Kangaroos Struggling in Aussie Drought, Cars Not Making It Easier

By Alan Cheung

With New South Wales officially 100 percent in drought, the local wildlife are also feeling the squeeze on resources. Thousands of kangaroos and other wildlife have been sighted migrating eastward to find water. But the shear number of displaced animals has resulted in a spike in roadkill on the nation’s eastern highways.

Wollondilly Council’s environmental education officer, Damion Stirling, told the MacArthur Advertiser that they had noticed an increase in roadkill in the region, just northwest of Wollongong.

“More recently, the drought has probably caused wildlife to go on the move in search of food or water,” he said.

“Other reasons could also be the change in land use and more development.”

NTD Photo
A kangaroo hops through the outback landscape June 7, 2005 near Marree, Australia. (Photo by Ian Waldie/Getty Images)

Kangaroos and wallabies were among the highest in number in the wildlife road toll, a Camden Council spokesman told the Advertiser.

He explained that “there was usually an increase in the number of native animal carcasses reported to councils” during extended dry periods.

“Animals usually like to graze on rural pastures because the grass is lusher.

“The drought is likely causing animals to come out of the bush into areas where there might be more grass.”

Road Safety Reminder

According to the Royal Automobile Club of Victoria (RACV) website, wildlife are often attracted to the roadside in dry conditions as the grass on their side of the road tend to be more lush because rain water is captured there. Unfortunately for the wildlife, eating near the side of the road comes at a risk.

RACV warned drivers there are particular times of the day when there is a greater risk of collision with different animals.

“For kangaroos, the greatest risk periods are around 6am and 6pm. Collisions with wombats peak about 9pm and incidents involving dogs are fairly evenly spread throughout the day from 8am to 10pm,” General Manager Motor Insurance Mark Geraghty said.

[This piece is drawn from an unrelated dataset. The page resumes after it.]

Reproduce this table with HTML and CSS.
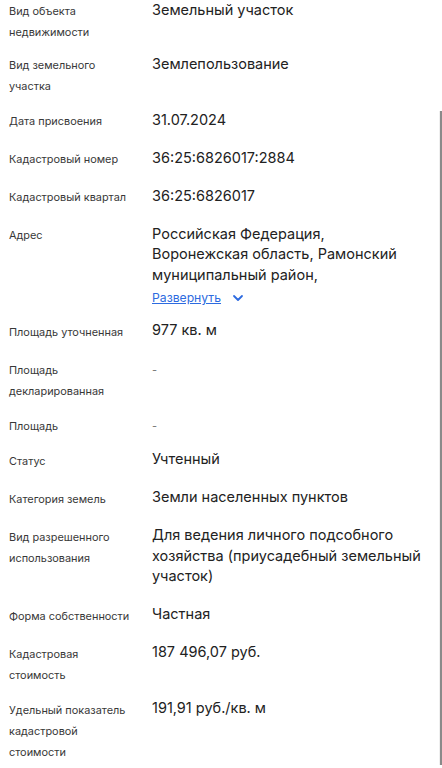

The website reminded drivers that the only way to avoid hitting wildlife while driving is to slow down.

One woman hit a kangaroo when she was driving just south of Canberra on May 16.

Realising what had happened, the woman pulled over, got out of her car and attempted to drag the kangaroo off the road, when she was hit by another car, the ABC reported.

Cameron Beresford from ACT Emergency Services told the ABC that if a person ever hits an animal on the road, they should call city services to take care of it, and that nothing was more important than the well being of all roadusers.

“It’s a good reminder that if you do hit wildlife when you’re driving, don’t put yourself in danger,” he told ABC Radio Canberra.

“Don’t try to move it off the road yourself, call city services and they’ll do it for you.”

Beresford said that the woman was in a stable condition and recovering in Canberra Hospital.

Wildlife Carers Urge Drivers to Be Vigilant

Molly Hayward, who works with the Granite Belt Wildlife Carers—a volunteer group that cares for orphaned, injured, and sick wildlife—said she had to euthanise many more animals in the month of June due to this year’s drought.

“I cry more days than I don’t,” she told Warwick Daily News.

“Yeah it impacts me. I never killed willingly until we became wildlife carers and it was a tough turn.

“But you know they are lying there in so much horrendous pain and basically slowly dehydrating or staving to death you know it is the right thing to do.

“So you suck it up, but you bawl all the way home.”

Haywood told the local paper that she and her fellow volunteers were urging drivers to be more vigilant on the roads.